Saw a veteran commuter guy on the train who carefully positioned a folded handkerchief under his chin before allowing his head to totally loll forward and great quantities of large Zs to pour forth. A real pro.

Saw a ten-year old schoolgirl on the train staring wide-eyed at the foreign man with the long white hair. Having never seen such a thing before, she had trouble believing her eyes. She stared intently and unabashedly, therefore, until her convictions were once again in order and all in her world became normal again, including me.

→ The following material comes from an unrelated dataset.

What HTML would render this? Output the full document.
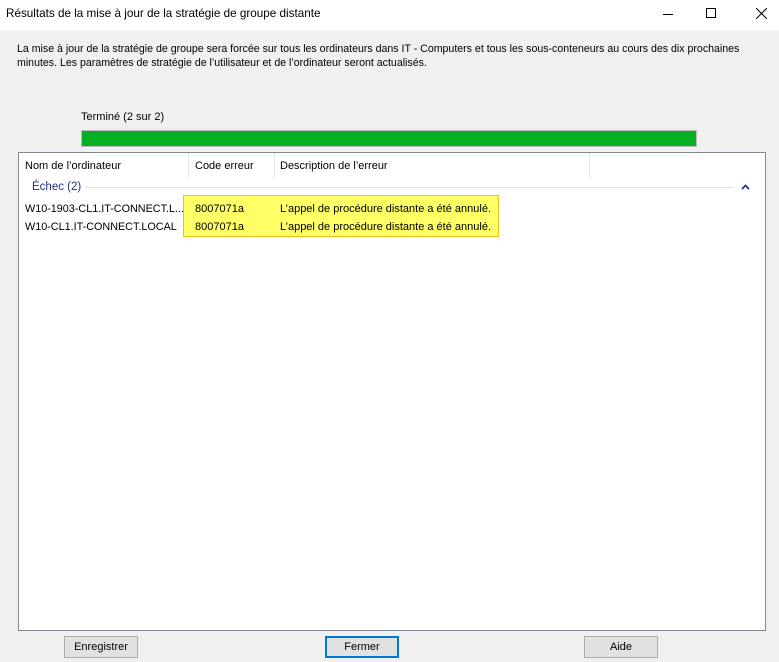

At the terminus, saw the "Free Hugs!" girl again, alone this time, no takers visible, her sign now dogeared, her benevolence undimmed, a walking beam of sunshine.

Saturday, April 19, 2003

SCENES FROM A QUIET MORNING

In the mist, cherry blossoms
Deeper in the mist
cherry blossoms

What pleasure it is, what delicate pleasure, to stand out at dawn beneath the blooming cherries and see in the distance more and more blooming cherries, the mountain green also dotted here and there by a demure peach or brash apricot...

The quiet morning cherry-scented mountain air is worth more than all the assets in the world.
And out on the Lake the ayu boats trawl here and there, trailing golden shavings that curl and fade along the wakes in the slant of misted sunrise, the sharp-eyed fishermen seeking the fishes I hope manage to elude them.

Last night's frog chorale has drawn to a close, though the croaky choir is clearly here in force, unlike elsewhere in the world where experts say the hoppy songsters are disappearing; soon there may be more experts than frogs.

Apart from the alarming increase in experts, this change bodes ill for our species, for frogs live (as anyone knows who has conversed with frogs) at the frontier of existence. They are our environmental pioneers, as it were, and the responsibility weighs upon them deeply. Nevertheless, they go on singing. May we all take a lesson from our amphibian friends.